— Job —
Below is some material; set it all down exactly, apart from the pictures.

## START

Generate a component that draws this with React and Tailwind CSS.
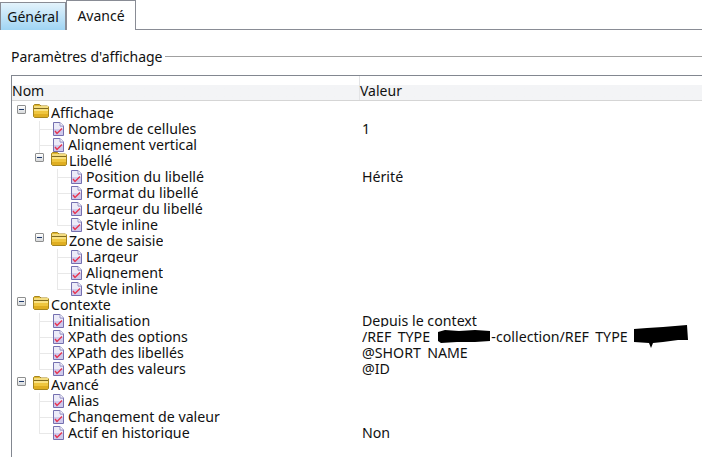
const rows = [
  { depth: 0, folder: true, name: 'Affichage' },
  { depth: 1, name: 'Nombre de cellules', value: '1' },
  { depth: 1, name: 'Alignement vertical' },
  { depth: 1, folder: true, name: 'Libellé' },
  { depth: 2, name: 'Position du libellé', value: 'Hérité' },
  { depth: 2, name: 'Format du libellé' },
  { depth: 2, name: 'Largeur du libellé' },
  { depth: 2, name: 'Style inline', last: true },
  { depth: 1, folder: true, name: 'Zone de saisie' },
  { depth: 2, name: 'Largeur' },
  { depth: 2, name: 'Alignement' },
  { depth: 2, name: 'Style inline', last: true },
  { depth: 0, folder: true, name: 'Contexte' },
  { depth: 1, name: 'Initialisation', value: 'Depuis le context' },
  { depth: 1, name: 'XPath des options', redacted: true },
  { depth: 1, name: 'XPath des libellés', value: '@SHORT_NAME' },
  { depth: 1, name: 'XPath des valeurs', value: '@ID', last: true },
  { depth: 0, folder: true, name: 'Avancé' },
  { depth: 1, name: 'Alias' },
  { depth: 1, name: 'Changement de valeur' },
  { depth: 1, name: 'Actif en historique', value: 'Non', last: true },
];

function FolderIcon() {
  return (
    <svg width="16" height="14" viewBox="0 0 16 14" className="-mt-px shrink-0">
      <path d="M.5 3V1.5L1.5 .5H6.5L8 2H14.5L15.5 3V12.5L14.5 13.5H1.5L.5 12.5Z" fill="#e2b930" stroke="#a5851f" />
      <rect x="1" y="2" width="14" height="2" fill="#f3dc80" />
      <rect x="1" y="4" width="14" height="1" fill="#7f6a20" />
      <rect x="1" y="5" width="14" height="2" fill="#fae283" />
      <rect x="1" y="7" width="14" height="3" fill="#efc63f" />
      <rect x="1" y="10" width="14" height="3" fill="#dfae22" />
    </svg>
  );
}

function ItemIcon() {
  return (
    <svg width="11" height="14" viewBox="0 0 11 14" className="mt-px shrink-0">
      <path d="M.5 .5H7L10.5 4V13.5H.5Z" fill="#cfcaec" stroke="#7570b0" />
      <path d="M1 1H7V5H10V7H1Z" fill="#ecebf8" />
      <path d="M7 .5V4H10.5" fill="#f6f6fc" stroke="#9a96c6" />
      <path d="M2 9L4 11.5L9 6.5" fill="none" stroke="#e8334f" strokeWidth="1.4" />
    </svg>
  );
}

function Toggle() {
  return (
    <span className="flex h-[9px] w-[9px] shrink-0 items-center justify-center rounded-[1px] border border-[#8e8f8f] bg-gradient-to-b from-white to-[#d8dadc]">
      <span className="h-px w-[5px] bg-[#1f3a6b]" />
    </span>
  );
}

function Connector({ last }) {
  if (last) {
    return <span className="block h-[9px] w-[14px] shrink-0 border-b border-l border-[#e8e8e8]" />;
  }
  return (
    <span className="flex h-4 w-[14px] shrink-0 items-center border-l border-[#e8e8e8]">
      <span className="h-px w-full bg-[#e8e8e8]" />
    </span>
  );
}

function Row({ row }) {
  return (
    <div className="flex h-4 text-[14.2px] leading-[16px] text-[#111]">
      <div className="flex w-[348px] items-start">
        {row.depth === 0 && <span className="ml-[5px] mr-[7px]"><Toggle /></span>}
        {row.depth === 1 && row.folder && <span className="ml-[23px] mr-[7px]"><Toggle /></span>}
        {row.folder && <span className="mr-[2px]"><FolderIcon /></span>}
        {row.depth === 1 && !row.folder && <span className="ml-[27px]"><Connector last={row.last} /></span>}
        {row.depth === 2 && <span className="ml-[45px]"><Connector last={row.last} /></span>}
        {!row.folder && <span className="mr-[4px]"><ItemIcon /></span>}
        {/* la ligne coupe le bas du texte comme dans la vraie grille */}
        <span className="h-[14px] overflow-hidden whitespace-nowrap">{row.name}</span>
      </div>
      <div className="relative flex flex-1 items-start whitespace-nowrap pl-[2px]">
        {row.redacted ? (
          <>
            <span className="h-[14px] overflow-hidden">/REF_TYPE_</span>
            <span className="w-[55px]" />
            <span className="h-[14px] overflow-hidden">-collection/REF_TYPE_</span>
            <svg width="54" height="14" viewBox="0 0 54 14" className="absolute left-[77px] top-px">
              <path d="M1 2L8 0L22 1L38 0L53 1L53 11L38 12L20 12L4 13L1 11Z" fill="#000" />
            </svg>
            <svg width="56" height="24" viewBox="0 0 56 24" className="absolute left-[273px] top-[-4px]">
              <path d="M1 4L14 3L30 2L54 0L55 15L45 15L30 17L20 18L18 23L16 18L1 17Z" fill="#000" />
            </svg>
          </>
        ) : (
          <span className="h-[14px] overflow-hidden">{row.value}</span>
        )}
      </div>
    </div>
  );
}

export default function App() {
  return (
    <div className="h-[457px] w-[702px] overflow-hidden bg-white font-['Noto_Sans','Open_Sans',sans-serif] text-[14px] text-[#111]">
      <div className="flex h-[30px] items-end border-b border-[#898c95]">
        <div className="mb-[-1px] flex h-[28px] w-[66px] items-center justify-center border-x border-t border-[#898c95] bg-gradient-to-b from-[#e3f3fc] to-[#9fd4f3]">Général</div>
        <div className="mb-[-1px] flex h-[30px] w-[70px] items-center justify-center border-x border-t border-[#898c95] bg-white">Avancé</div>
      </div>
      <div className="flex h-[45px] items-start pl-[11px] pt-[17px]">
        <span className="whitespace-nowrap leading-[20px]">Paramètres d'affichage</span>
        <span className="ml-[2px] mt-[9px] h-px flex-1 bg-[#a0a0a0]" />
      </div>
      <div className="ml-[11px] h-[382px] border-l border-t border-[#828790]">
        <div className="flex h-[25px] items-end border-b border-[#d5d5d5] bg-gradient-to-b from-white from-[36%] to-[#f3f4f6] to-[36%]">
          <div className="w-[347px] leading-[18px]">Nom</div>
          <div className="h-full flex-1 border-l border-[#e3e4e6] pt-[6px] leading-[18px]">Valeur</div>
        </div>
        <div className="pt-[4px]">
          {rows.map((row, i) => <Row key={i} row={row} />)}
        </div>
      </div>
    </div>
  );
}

## END

— Result of this exercise —
Generate a component that draws this with React and Tailwind CSS.
const rows = [
  { depth: 0, folder: true, name: 'Affichage' },
  { depth: 1, name: 'Nombre de cellules', value: '1' },
  { depth: 1, name: 'Alignement vertical' },
  { depth: 1, folder: true, name: 'Libellé' },
  { depth: 2, name: 'Position du libellé', value: 'Hérité' },
  { depth: 2, name: 'Format du libellé' },
  { depth: 2, name: 'Largeur du libellé' },
  { depth: 2, name: 'Style inline', last: true },
  { depth: 1, folder: true, name: 'Zone de saisie' },
  { depth: 2, name: 'Largeur' },
  { depth: 2, name: 'Alignement' },
  { depth: 2, name: 'Style inline', last: true },
  { depth: 0, folder: true, name: 'Contexte' },
  { depth: 1, name: 'Initialisation', value: 'Depuis le context' },
  { depth: 1, name: 'XPath des options', redacted: true },
  { depth: 1, name: 'XPath des libellés', value: '@SHORT_NAME' },
  { depth: 1, name: 'XPath des valeurs', value: '@ID', last: true },
  { depth: 0, folder: true, name: 'Avancé' },
  { depth: 1, name: 'Alias' },
  { depth: 1, name: 'Changement de valeur' },
  { depth: 1, name: 'Actif en historique', value: 'Non', last: true },
];

function FolderIcon() {
  return (
    <svg width="16" height="14" viewBox="0 0 16 14" className="-mt-px shrink-0">
      <path d="M.5 3V1.5L1.5 .5H6.5L8 2H14.5L15.5 3V12.5L14.5 13.5H1.5L.5 12.5Z" fill="#e2b930" stroke="#a5851f" />
      <rect x="1" y="2" width="14" height="2" fill="#f3dc80" />
      <rect x="1" y="4" width="14" height="1" fill="#7f6a20" />
      <rect x="1" y="5" width="14" height="2" fill="#fae283" />
      <rect x="1" y="7" width="14" height="3" fill="#efc63f" />
      <rect x="1" y="10" width="14" height="3" fill="#dfae22" />
    </svg>
  );
}

function ItemIcon() {
  return (
    <svg width="11" height="14" viewBox="0 0 11 14" className="mt-px shrink-0">
      <path d="M.5 .5H7L10.5 4V13.5H.5Z" fill="#cfcaec" stroke="#7570b0" />
      <path d="M1 1H7V5H10V7H1Z" fill="#ecebf8" />
      <path d="M7 .5V4H10.5" fill="#f6f6fc" stroke="#9a96c6" />
      <path d="M2 9L4 11.5L9 6.5" fill="none" stroke="#e8334f" strokeWidth="1.4" />
    </svg>
  );
}

function Toggle() {
  return (
    <span className="flex h-[9px] w-[9px] shrink-0 items-center justify-center rounded-[1px] border border-[#8e8f8f] bg-gradient-to-b from-white to-[#d8dadc]">
      <span className="h-px w-[5px] bg-[#1f3a6b]" />
    </span>
  );
}

function Connector({ last }) {
  if (last) {
    return <span className="block h-[9px] w-[14px] shrink-0 border-b border-l border-[#e8e8e8]" />;
  }
  return (
    <span className="flex h-4 w-[14px] shrink-0 items-center border-l border-[#e8e8e8]">
      <span className="h-px w-full bg-[#e8e8e8]" />
    </span>
  );
}

function Row({ row }) {
  return (
    <div className="flex h-4 text-[14.2px] leading-[16px] text-[#111]">
      <div className="flex w-[348px] items-start">
        {row.depth === 0 && <span className="ml-[5px] mr-[7px]"><Toggle /></span>}
        {row.depth === 1 && row.folder && <span className="ml-[23px] mr-[7px]"><Toggle /></span>}
        {row.folder && <span className="mr-[2px]"><FolderIcon /></span>}
        {row.depth === 1 && !row.folder && <span className="ml-[27px]"><Connector last={row.last} /></span>}
        {row.depth === 2 && <span className="ml-[45px]"><Connector last={row.last} /></span>}
        {!row.folder && <span className="mr-[4px]"><ItemIcon /></span>}
        {/* la ligne coupe le bas du texte comme dans la vraie grille */}
        <span className="h-[14px] overflow-hidden whitespace-nowrap">{row.name}</span>
      </div>
      <div className="relative flex flex-1 items-start whitespace-nowrap pl-[2px]">
        {row.redacted ? (
          <>
            <span className="h-[14px] overflow-hidden">/REF_TYPE_</span>
            <span className="w-[55px]" />
            <span className="h-[14px] overflow-hidden">-collection/REF_TYPE_</span>
            <svg width="54" height="14" viewBox="0 0 54 14" className="absolute left-[77px] top-px">
              <path d="M1 2L8 0L22 1L38 0L53 1L53 11L38 12L20 12L4 13L1 11Z" fill="#000" />
            </svg>
            <svg width="56" height="24" viewBox="0 0 56 24" className="absolute left-[273px] top-[-4px]">
              <path d="M1 4L14 3L30 2L54 0L55 15L45 15L30 17L20 18L18 23L16 18L1 17Z" fill="#000" />
            </svg>
          </>
        ) : (
          <span className="h-[14px] overflow-hidden">{row.value}</span>
        )}
      </div>
    </div>
  );
}

export default function App() {
  return (
    <div className="h-[457px] w-[702px] overflow-hidden bg-white font-['Noto_Sans','Open_Sans',sans-serif] text-[14px] text-[#111]">
      <div className="flex h-[30px] items-end border-b border-[#898c95]">
        <div className="mb-[-1px] flex h-[28px] w-[66px] items-center justify-center border-x border-t border-[#898c95] bg-gradient-to-b from-[#e3f3fc] to-[#9fd4f3]">Général</div>
        <div className="mb-[-1px] flex h-[30px] w-[70px] items-center justify-center border-x border-t border-[#898c95] bg-white">Avancé</div>
      </div>
      <div className="flex h-[45px] items-start pl-[11px] pt-[17px]">
        <span className="whitespace-nowrap leading-[20px]">Paramètres d'affichage</span>
        <span className="ml-[2px] mt-[9px] h-px flex-1 bg-[#a0a0a0]" />
      </div>
      <div className="ml-[11px] h-[382px] border-l border-t border-[#828790]">
        <div className="flex h-[25px] items-end border-b border-[#d5d5d5] bg-gradient-to-b from-white from-[36%] to-[#f3f4f6] to-[36%]">
          <div className="w-[347px] leading-[18px]">Nom</div>
          <div className="h-full flex-1 border-l border-[#e3e4e6] pt-[6px] leading-[18px]">Valeur</div>
        </div>
        <div className="pt-[4px]">
          {rows.map((row, i) => <Row key={i} row={row} />)}
        </div>
      </div>
    </div>
  );
}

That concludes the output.